How does he treat people who approach him now, who profess their love for his father, or just want to touch him and talk? "Well, I've never been rude, and I always try and avoid it being uncomfortable, but there are occasions when I feel people overstep the mark, which I think shows a lack of respect. What is nostalgic for other people isn't necessarily nostalgic for me. I don't care about a lot of stuff. I bumped into Chris Evans in the Groucho one night, and his knowledge of the Beatles and Dad is 100 times more than mine. Why I don't wish to know more, I'm not sure, but maybe I do, because of feeling left in the cold, so to speak, at an early age, and losing him as a father, and him not being around. Maybe there's a wall of detachment that still remains, and I don't know how close I will ever come to breaking that. I admired him for his song writing ability tremendously, but as a father there's a different angle altogether. I think that's something other people don't wish to recognise.

"I liked Free as a Bird. The weird thing was, it felt like a song I could have written. Obviously it's a very strange thing to do, putting it bluntly, but the finished result was pleasurable. It was reminiscent in a sense of what Dad was to me, because he was there but he wasn't there. For me it was a modern-day representation of what our relationship was."

* * * * Julian Lennon has been involved in legal wrangles with his father's estate almost since his death. In the original divorce settlement, Julian was to receive £2400 a year in maintenance, and to inherit a £50,000 trust fund when he was 25.

Quite rightly, he felt this wasn't fair, so in the early 1980s he began lobbying to get more. "After Mum and Dad separated, the only settlement she arranged with him was that I had enough for food, clothing and school- that was the only obligation Dad had. So the only money I had, I earned. Unfortunately, in the past, people took great advantage of my age and inexperience, and the majority of what I earned disappeared. I guess I was partly to blame, but when you're making a lot of money at the age of 20, 21, you never think of the consequences of who's paying for the first-class accommodation or the Concorde tickets."

In August 1996, 16 years after his father's death, following exhaustive legal work, he finally received a multi-million pound settlement from the Lennon estate, an endowment bestowed by his stepmother in order to "clean up the books". While it is nothing compared to the £250 m fortune Sean will inherit, the settlement is said to be in the region of £20m. "One of the things agreed was that we wouldn't talk about it," says Julian.
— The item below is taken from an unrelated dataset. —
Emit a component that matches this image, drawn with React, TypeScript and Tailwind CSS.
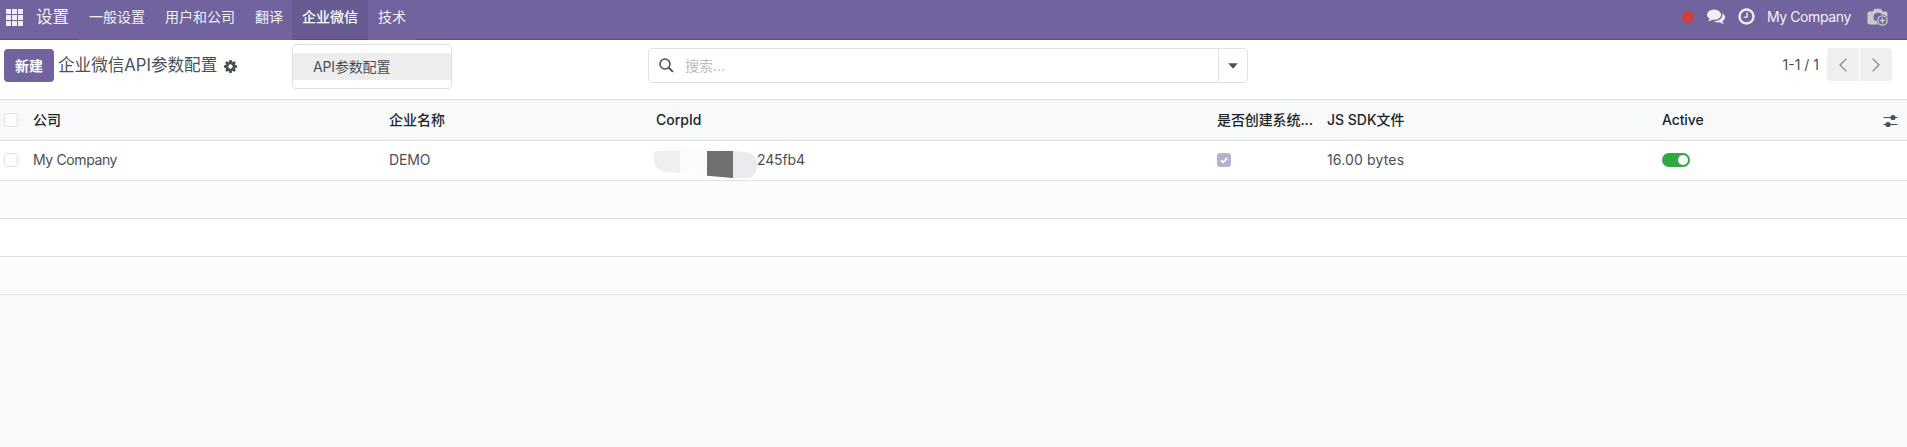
import React from "react";

const COMMENTS =
  "M1408 768q0 139-94 257t-256.5 186.5-353.5 68.5q-86 0-176-16-124 88-278 128-36 9-86 16h-3q-11 0-20.5-8t-11.5-21q-1-3-1-6.5t.5-6.5 2-6l2.5-5 3.5-5.5 4-5 4.5-5 4-4.5q5-6 23-25t26-29.5 22.5-29 25-38.5 20.5-44q-124-72-195-177t-71-224q0-139 94-257t256.5-186.5 353.5-68.5 353.5 68.5 256.5 186.5 94 257zm384 256q0 120-71 224.5t-195 176.5q10 24 20.5 44t25 38.5 22.5 29 26 29.5 23 25q1 1 4 4.5t4.5 5 4 5 3.5 5.5l2.5 5 2 6 .5 6.5-1 6.5q-3 14-13 22t-22 7q-50-7-86-16-154-40-278-128-90 16-176 16-271 0-472-132 58 4 88 4 161 0 309-45t264-129q125-92 192-212t67-254q0-77-23-152 129 71 204 178t75 230z";
const CLOCK =
  "M1024 544v448q0 14-9 23t-23 9h-320q-14 0-23-9t-9-23v-64q0-14 9-23t23-9h224v-352q0-14 9-23t23-9h64q14 0 23 9t9 23zm416 352q0-148-73-273t-198-198-273-73-273 73-198 198-73 273 73 273 198 198 273 73 273-73 198-198 73-273zm224 0q0 209-103 385.5t-279.5 279.5-385.5 103-385.5-103-279.5-279.5-103-385.5 103-385.5 279.5-279.5 385.5-103 385.5 103 279.5 279.5 103 385.5z";
const COG =
  "M1152 896q0-106-75-181t-181-75-181 75-75 181 75 181 181 75 181-75 75-181zm512-109v222q0 12-8 23t-20 13l-185 28q-19 54-39 91 35 50 107 138 10 12 10 25t-9 23q-27 37-99 108t-94 71q-12 0-26-9l-138-108q-44 23-91 38-16 136-29 186-7 28-36 28h-222q-14 0-24.5-8.5t-11.5-21.5l-28-184q-49-16-90-37l-141 107q-10 9-25 9-14 0-25-11-126-114-165-168-7-10-7-23 0-12 8-23 15-21 51-66.5t54-70.5q-27-50-41-99l-183-27q-13-2-21-12.5t-8-23.5v-222q0-12 8-23t19-13l186-28q14-46 39-92-40-57-107-138-10-12-10-24 0-10 9-23 26-36 98.5-107.5t94.5-71.5q13 0 26 10l138 107q44-23 91-38 16-136 29-186 7-28 36-28h222q14 0 24.5 8.5t11.5 21.5l28 184q49 16 90 37l142-107q9-9 24-9 13 0 25 10 129 119 165 170 7 8 7 22 0 12-8 23-15 21-51 66.5t-54 70.5q26 50 41 98l183 28q13 2 21 12.5t8 23.5z";

function Checkbox() {
  return <span className="block size-3.5 rounded-[3px] border border-[#dee2e6] bg-white" />;
}

function Navbar() {
  return (
    <header className="flex h-10 bg-[#71639e] text-[#f3f1f7]">
      <div className="flex w-[79px] border-b border-[#5a4f7f] pl-1.5">
        <svg className="mt-[9px] size-[17px] shrink-0" viewBox="0 0 17 17" fill="#f0eef5">
          {[0, 6, 12].map((y) =>
            [0, 6, 12].map((x) => <rect key={`${x}-${y}`} x={x} y={y} width="5" height="5" />)
          )}
        </svg>
        <span className="ml-[13px] pt-[5px] text-[16.5px] leading-6 whitespace-nowrap">设置</span>
      </div>
      <nav className="flex text-sm leading-[34px] whitespace-nowrap">
        <a className="px-2.5">一般设置</a>
        <a className="px-2.5">用户和公司</a>
        <a className="pr-[9px] pl-2.5">翻译</a>
        <div className="relative">
          <a className="block h-10 border-b border-[#5a4f7f] bg-[#685b92] px-2.5 font-medium text-white">企业微信</a>
          <div className="absolute top-11 left-0 w-40 rounded-[4px] border border-[#dee2e6] bg-white py-2 text-[#495057]">
            <div className="h-[27px] bg-[#ededed] pl-5 leading-7 tracking-[-0.15px]">API参数配置</div>
          </div>
        </div>
        <a className="px-2.5">技术</a>
      </nav>
      <div className="flex flex-1 justify-end border-b border-[#5a4f7f] pr-[18px] text-sm leading-[34px]">
        <span className="mt-[11px] size-3 rounded-full bg-[#d23f3a]" />
        <svg className="mt-[7px] ml-[13px] size-[18px]" viewBox="0 0 1792 1792" fill="#f0eef5"><path d={COMMENTS} /></svg>
        <svg className="mt-[7px] ml-3 size-[19px]" viewBox="0 0 1792 1792" fill="#f0eef5"><path d={CLOCK} /></svg>
        <span className="mr-px ml-[11px] tracking-[-0.38px]">My Company</span>
        <svg className="mt-[7px] ml-[15px] h-5 w-[22px]" viewBox="0 0 22 20">
          <path d="M2.500 4.500h3.200l1.300-2.100Q7.500 1.800 8.200 1.800h5q.7 0 1.100.6l1.400 2.100h2.800q2 0 2 2V15.500q0 2-2 2h-16q-2 0-2-2V6.500q0-2 2-2z" fill="#cacaca" />
          <path d="M7.400 13.200a4.300 4.300 0 0 1 7.500-5.700l-.8 1a5.500 5.500 0 0 0-4 5.800z" fill="#71639e" />
          <path d="M10 13.800a5.500 5.500 0 0 1 1.800-4.700q-2.400 1.800-1.800 4.700z" fill="#cacaca" />
          <circle cx="15.500" cy="13.500" r="5.900" fill="#71639e" />
          <circle cx="15.500" cy="13.500" r="4.700" fill="none" stroke="#cacaca" strokeWidth="1.300" />
          <path d="M15.500 10.700v5.600M12.700 13.500h5.600" stroke="#cacaca" strokeWidth="1.400" />
        </svg>
      </div>
    </header>
  );
}

function ControlPanel() {
  return (
    <section className="flex h-[59px] bg-white">
      <div className="flex w-[648px] pl-1">
        <button className="mt-[9px] h-[33px] w-[50px] rounded-[4px] bg-[#71639e] text-sm font-semibold text-white">新建</button>
        <h1 className="ml-1 pt-[13px] text-[16.6px] leading-6 whitespace-nowrap">企业微信API参数配置</h1>
        <svg className="mt-5 ml-[7px] size-[13px]" viewBox="128 128 1536 1536" fill="#495057"><path d={COG} /></svg>
      </div>
      <div className="mt-2 flex h-[35px] w-[600px] rounded-[4px] border border-[#dee2e6]">
        <div className="flex flex-1 pl-2.5">
          <svg className="mt-[9px] size-[15px]" viewBox="0 0 15 15" fill="none" stroke="#495057">
            <circle cx="6" cy="6" r="5" strokeWidth="1.500" />
            <path d="M9.600 9.600l4.300 4.300" strokeWidth="2" />
          </svg>
          <span className="ml-[11px] text-sm leading-[34px] text-[#b9bec4]">搜索...</span>
        </div>
        <div className="flex w-[29px] border-l border-[#dee2e6]">
          <svg className="mt-3.5 ml-[9px] h-[6px] w-[10px]" viewBox="0 0 9 5" fill="#495057"><path d="M.2 0h8.600L4.500 5z" /></svg>
        </div>
      </div>
      <div className="flex flex-1 justify-end pr-[15px]">
        <span className="mt-[15px] text-sm leading-5">1-1 / 1</span>
        <div className="mt-2 ml-2 flex h-[33px] gap-px overflow-hidden rounded-[4px] [&>span]:flex [&>span]:w-8 [&>span]:items-center [&>span]:justify-center [&>span]:bg-[#eeeff1]">
          <span>
            <svg className="h-3.5 w-2" viewBox="0 0 8 14" fill="none" stroke="#85898e" strokeWidth="1.300"><path d="M7.400.6L1 7l6.400 6.400" /></svg>
          </span>
          <span>
            <svg className="h-3.5 w-2" viewBox="0 0 8 14" fill="none" stroke="#85898e" strokeWidth="1.300"><path d="M.6.6L7 7 .6 13.400" /></svg>
          </span>
        </div>
      </div>
    </section>
  );
}

const COLS = "grid grid-cols-[33px_356px_267px_561px_110px_335px_1fr] items-center text-sm";

function RecordList() {
  return (
    <main>
      <div className={`${COLS} h-[42px] border-y border-[#dee2e6] bg-[#f8f9fb] font-medium text-[#212529] whitespace-nowrap`}>
        <span className="pl-1"><Checkbox /></span>
        <span>公司</span>
        <span>企业名称</span>
        <span>CorpId</span>
        <span className="tracking-[-0.1px]">是否创建系统...</span>
        <span>JS SDK文件</span>
        <span className="flex items-center justify-between pr-[9px] tracking-[-0.1px]">
          Active
          <svg className="mt-0.5 h-3.5 w-[15px]" viewBox="0 0 15 14" fill="#495057">
            <path d="M.5 3.500h14M.5 10.500h14" stroke="#495057" strokeWidth="1.200" />
            <circle cx="10" cy="3.500" r="2.600" />
            <circle cx="5" cy="10.500" r="2.600" />
          </svg>
        </span>
      </div>
      <div className={`${COLS} h-10 border-b border-[#dee2e6] bg-white whitespace-nowrap`}>
        <span className="-mt-0.5 pl-1"><Checkbox /></span>
        <span className="-mt-0.5 tracking-[-0.38px]">My Company</span>
        <span className="-mt-0.5 tracking-[-0.1px]">DEMO</span>
        <span className="relative -mt-0.5 pl-[101px] tracking-[-0.15px]">
          245fb4
          <svg className="absolute -top-[5px] -left-[3px] h-[34px] w-[106px]" viewBox="0 0 106 34">
            <path d="M12 0L92 6.500q12 2 12.500 13-.5 8.500-9 13.500H80L12 26.500Q1 25 .5 13 1 1 12 0z" fill="#fcfcfd" />
            <path d="M1.800 6H27v22L12 26.700Q.5 24 .6 12.500q.1-4 1.200-6.500z" fill="#efeff1" />
            <path d="M54 6h26v27l-26-2.200z" fill="#707070" />
            <path d="M80 6l12 1q12 2 12.800 13-1 9-8 13H80z" fill="#ebebed" />
          </svg>
        </span>
        <span>
          <svg className="-mt-0.5 size-3.5" viewBox="0 0 14 14">
            <rect width="14" height="14" rx="3" fill="#b8b1ce" />
            <path d="M4 7.300l2.100 2.100L10.200 5" fill="none" stroke="#fff" strokeWidth="1.700" />
          </svg>
        </span>
        <span className="-mt-0.5 tracking-[0.15px]">16.00 bytes</span>
        <span>
          <span className="-mt-0.5 flex h-3.5 w-7 items-center justify-end rounded-full bg-[#2fa943] pr-0.5">
            <span className="size-2.5 rounded-full bg-white" />
          </span>
        </span>
      </div>
      <div className="h-[38px] border-b border-[#dee2e6] bg-[#fcfcfc]" />
      <div className="h-[38px] border-b border-[#dee2e6] bg-white" />
      <div className="h-[38px] border-b border-[#dee2e6] bg-[#fcfcfc]" />
    </main>
  );
}

export default function App() {
  return (
    <div className="h-[447px] w-[1907px] overflow-hidden bg-[#f8f9fb] font-[Inter,'Noto_Sans_CJK_SC',sans-serif] text-[#495057]">
      <Navbar />
      <ControlPanel />
      <RecordList />
    </div>
  );
}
In her defence, Yoko Ono said she had been waiting until he was "mature" enough to cope with the money.

"The settlement had more to do with heritage than money- it was more about the principle," says Julian. "There were a lot of things belonging to Dad that I would have liked- pianos, guitars (last year Julian bought several items belonging to his father at an auction of rock memorabilia, including an afghan coat, which cost him £30,343). In the early days, after Dad passed away, the estate sold a lot of his personal items, and I was a little upset that I never got a chance to see them. If I finally settle down and have kids, I want them to have a little piece of their history."

His relationship with Yoko was never an easy one, and is now somewhat strained, something it will probably always be. "It's never been particularly close, and when we do see each other it's Hello, how are things going?', but it's not much," he says. "I think a lot of her opinions about me come from the press rather than actual contact with me. If I ever said anything in the press that impinged upon her life, I'd always get a call, because her people read everything about everything. So there were many times when she'd be absolutely furious about something I was meant to have said about her, regardless of whether it might be true or not. But the relationship's okay, it's not good, it's not bad, it's... there, it exists, and if I'm in New York I'll go and see her- well, Sean mainly- and once in a blue moon I'll either get a card or we'll speak on the phone.

"Obviously there are things I still get very frustrated about, concerning the way the estate is dealt with, if I can put it like that. Situations like one of Dad's drawings ending up on a tie that's being sold for whatever reason. Every piece of him seems to be public property, for money, and I don't think that's right at all."

Things are not all hunky dory with Sean, either. Julian had been distantly jealous of his half-brother for years, although they got to know each other when Julian began spending more time in America. When Julian last played in New York, at the Beacon Theater a few years ago, he got his half-brother up on stage for a song, and it has been reported that they are now very tight, but when I suggest this, Julian's eyebrows lift slightly.

"I love Sean to death, I think he's a very smart kid. I know he was on the road with Yoko for a while, although I'm not sure what he was doing in that respect, I don't know whether he's trying to find his path or whether he's staying at home too much. It's been a little difficult with Sean, because every time I go to New York, or it's his birthday or Christmas, I try and see him or call him or whatever, but I also think he's at an age- early 20's- when your older brother is not so important.
"I think he's out there experiencing life, so I don't hear back the way I'd like to, and I think if I were his age I'd probably be doing the same thing. It's probably only because I'm older and I feel time is passing by and relationships mean more to me now. In a sense, it hurts that I don't hear from him as much but it's okay: given a little time he'll come round." He sighs, sips tea.

Sometimes he looks like a stone over which sadness has washed for 30-odd years. He's acting stoical, though. When I ask him what he's proudest of, he says, "I think the fact that I've held it together. I feel focused, grounded. I believe in instant karma, and I think that's how I'm guided morally these days. You have to learn from your mistakes. There were many times when people around me thought I was in danger of losing it, but I'm coping. It's been very difficult finding out who I am, because of who I am. I didn't have to put myself what I've gone through, I know, but I've dealt with the consequences."

Fatherhood appeals to him now, and when he says, "I'll try not to make the same mistakes that certain other people have made with rearing children," it is difficult not to feel enormous pity for him.

He's a nice man, Julian Lennon. Battered and bruised, and not without his problems, these days he's obviously in a better place. I hope he can enjoy it. Now, more than ever, he deserves as much instant karma as he can get.